Want to learn more? Check out how Mon-marche.fr uses Braze Data Tranformation to easily activate data to drive more orders.
At Braze, software development kits (SDKs) serve as a foundational element of our customers’ data ingestion efforts, making it possible to collect detailed data about user attributes and their engagement within a given brand’s mobile app, website, connected TV app, and more into the Braze platform. SDKs can collect nuanced session data and user events in real time as consumers engage with your app/website/etc., supporting audience segmentation, the creation and delivery of campaigns and individualized customer journeys, and other elements of a best-in-class customer engagement program. (Check out the full range of Braze SDKs here.)
To take advantage of Braze SDKs to support data collection, brands need to integrate them into their app or website. Different levels of data collection will require different approaches to integration, but the baseline integration for Braze SDKs is simple and straightforward, requiring limited engineering support and having minimal impact on app/website sizes. When it comes to scaling, our SDKs are built to handle data at a massive scale, with brands using them to collect and act on information for millions of daily active users without having to worry that they’ll overburden their digital systems.
How does it work? Once the SDK has been integrated into an app or website and you’ve determined what information you want to track, it begins collecting device and session data on any individual engaging with that digital platform, even those whose identities are not known by the brand. Both these so-called “anonymous” users and “known” users (i.e. individuals who have shared their identity with the brand) will automatically have live-updating customer profiles created within Braze, allowing marketers to leverage segmentation, personalization, and triggered messages to reach even anonymous users, supporting a more tailored, meaningful brand experience across the board. Once a user does identify themselves, brands can use the data they’ve been collecting pre-identification to map that user back to any other systems they may be using, allowing them to provide a cohesive, ongoing brand experience even across different channels, platforms, and devices.
The upshot? If you want to be able to collect, manage, and take action based on user engagement with your app or website, taking the time to integrate the relevant Braze SDK makes that process simple, automatic, and highly scalable, supporting high-volume ingestion of essential customer information.
While SDKs are great when it comes to gathering data directly from the front end of your app or website, sometimes you may want to integrate data from other sources, such as loyalty databases or your own back end. To supplement that foundational element of their data ingestion strategy, many brands turn to application programming interfaces (APIs), which are services designed to handle and respond to requests made between different systems. In this case, they make it possible for brands to pass information from internal systems and third-party solutions into Braze in real time, complementing the automatic data collection carried out by their SDKs. Our APIs are able to flexibly accept data from almost anywhere, as long as it’s formatted correctly for transmission to Braze.
Perhaps the most common use cases we see for API-related data ingestion is when a brand is looking to upload historical data into the Braze platform.
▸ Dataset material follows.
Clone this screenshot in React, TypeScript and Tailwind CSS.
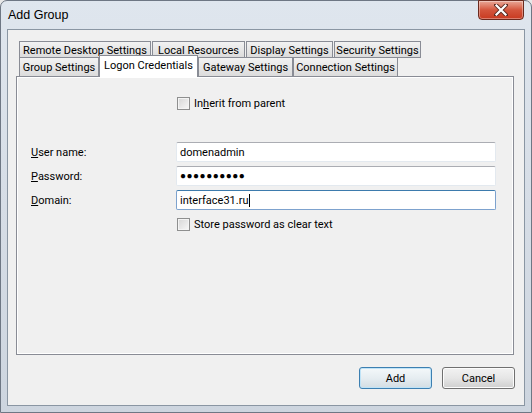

In that situation, where a company may have information they’re bringing from a previous customer engagement platform or some other relevant system, the easiest way to make that happen is by leveraging an API to do an initial transfer of user data, create user profiles, and upload users’ push tokens via the Braze platform’s API endpoints. Other use cases include:
While APIs can be leveraged for a wide variety of data ingestion uses (as well as other needs, such as dynamic content personalization), they are more likely to be impacted by the scale and volume of your data ingestion efforts than SDKs. For that reason, it’s important to be mindful of how many API calls are being carried out and any relevant rate limits and functional traffic limits associated with your API endpoints.
While SDKs and APIs support the vast majority of potential data ingestion needs and use cases associated with the Braze platform, we do offer a third native way to transfer information into Braze—namely, the ability to upload comma-separated values files, known as CSVs. This approach tends to make the most sense when used for quick, one-off use cases or for teams that lack the technical resources to set up SDKs or leverage APIs. What does that look like in practice? One example might be collecting user emails in a Google sheet, downloading that sheet as a CSV, and then uploading it into Braze to update user profiles.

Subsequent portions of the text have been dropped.